The Marriage Amendment Would Have Protected The People's Will

I’m generally hesitant to amend the Constitution; there are few things as permanent as a constitutional amendment, and it’s something that clearly shouldn’t be done lightly. However, when activist judges repeatedly take steps to overrule the clear voice of a majority of the People, we are left with very few options.

On two separate occasions, the people of Montana have clearly said that marriage should be defined as it has always been in this country, a union between one man and one woman, which is what I’ve always believed. This has been the case in many other states as well. Unfortunately, the overwhelming consensus of the people is not good enough for some. As we have seen in a number of states over the past several years, a handful of judges and other public officials have taken it upon themselves to decide what should constitute marriage. Words must have meanings that can’t be changed based upon the political whimsy of a court, mayor, or any other public officials that are more interested in scoring political points than they are in doing what is right.
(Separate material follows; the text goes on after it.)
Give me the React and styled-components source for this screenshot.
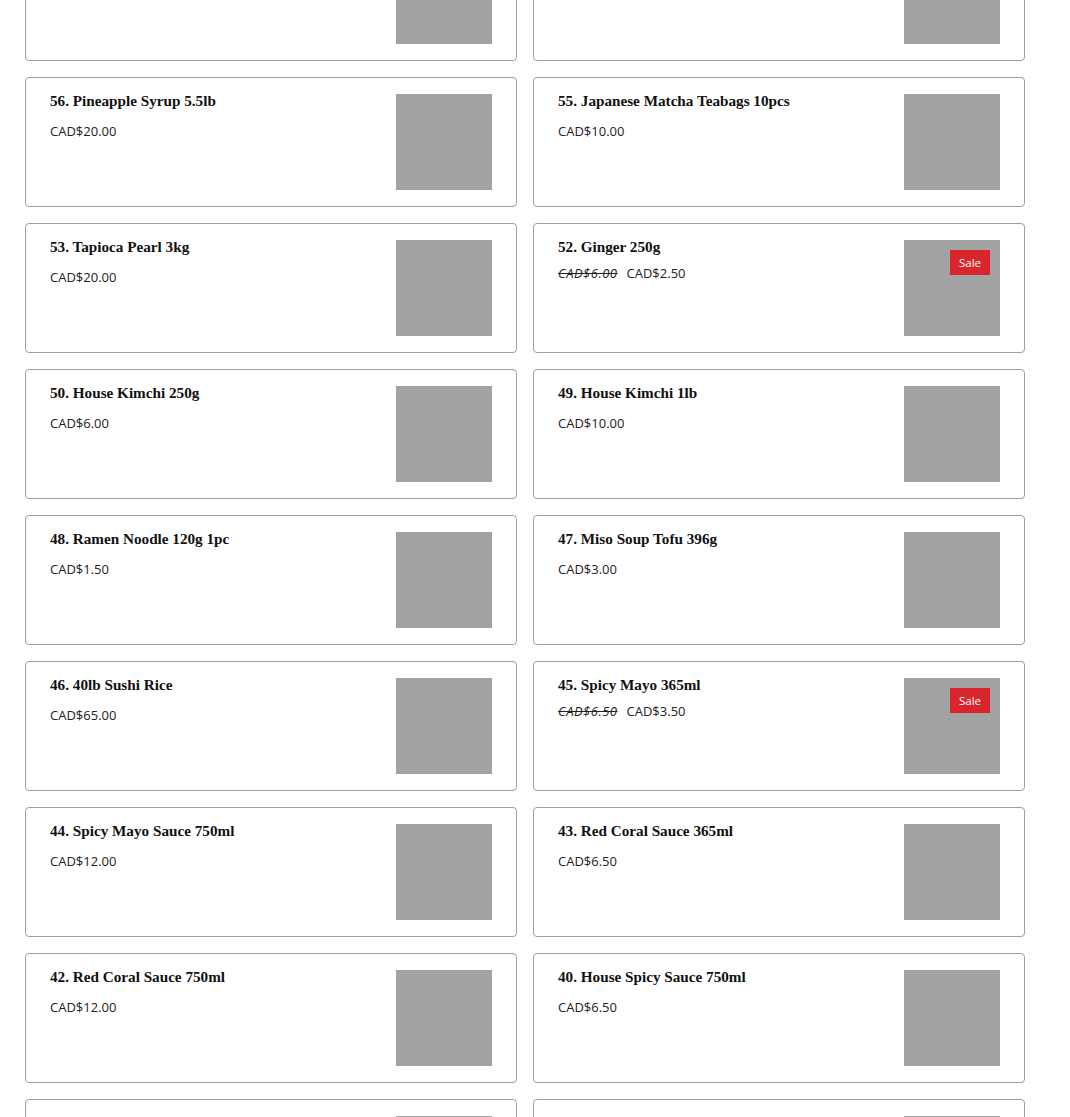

I’m concerned it’s only a matter of time before the recently enacted Montana constitutional amendment is challenged.

The ultimate decision in an issue this important must fully reflect the desire of the People, not just those of us in Washington, and certainly not that of a handful of activist judges. That’s why I voted today in favor of a constitutional amendment that protects traditional marriage laws, protects the will of the people, and sends a clear message, we do not like judicial activism.